Well everyone, we are in the home stretch. My mom is leaving tomorrow to live with my sister until after the baby is born and then she is back to Canada. I'm dropping Daniel off on Friday for his annual Army training at Fort Ripley and he will be gone until after the house is closed on, so this is the last few days of living at home with my baby brother. Its like I already let go of my sister, she was gone awhile ago. I have been letting go of mom and dad for awhile now, but now it Daniel. Probably my best friend other than Michael and my sister. I'm going to wake up on Friday morning and make him a big old fashioned breakfast, finish moving all the boxes out of the house and then drive him to Rochester and drop him off.
It will be hard going back to an empty house...again. I will miss living at home with my family. I will miss having a home with my family.
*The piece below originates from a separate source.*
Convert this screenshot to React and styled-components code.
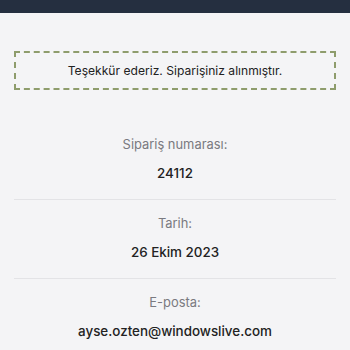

I hope Michael and I will have a house that will allow my brother to have a room since he won't have a home base here anymore.
You know, you gotta hand it to my parents. This is rough you guys, but they are following the Lord. How many people do you know who would up and go to a different country because they felt it was where the Lord was leading? It may not be the "perfect" plan but it is the most perfect plan at the same time. God's plan is perfect. Ours is so finite, focused on comfort and longing. Thankfully my parents are seeking the Lord and trying to follow His will. It would stink for them to stay in this house in our comfortable lives only to be disobeying the Lord!
That being said, its still not easy. I think I may have to move out of my house sooner than I thought because I can't stand to be here all alone. Thankfully God has put special people in my life for such a time as this. I don't know who I would turn to if it wasn't for the new friends He has put directly in my path. So...thanks. From the bottom of my heart, thanks.
And maybe...I can get through the next month.
God is good, all the time. All the time, God is good.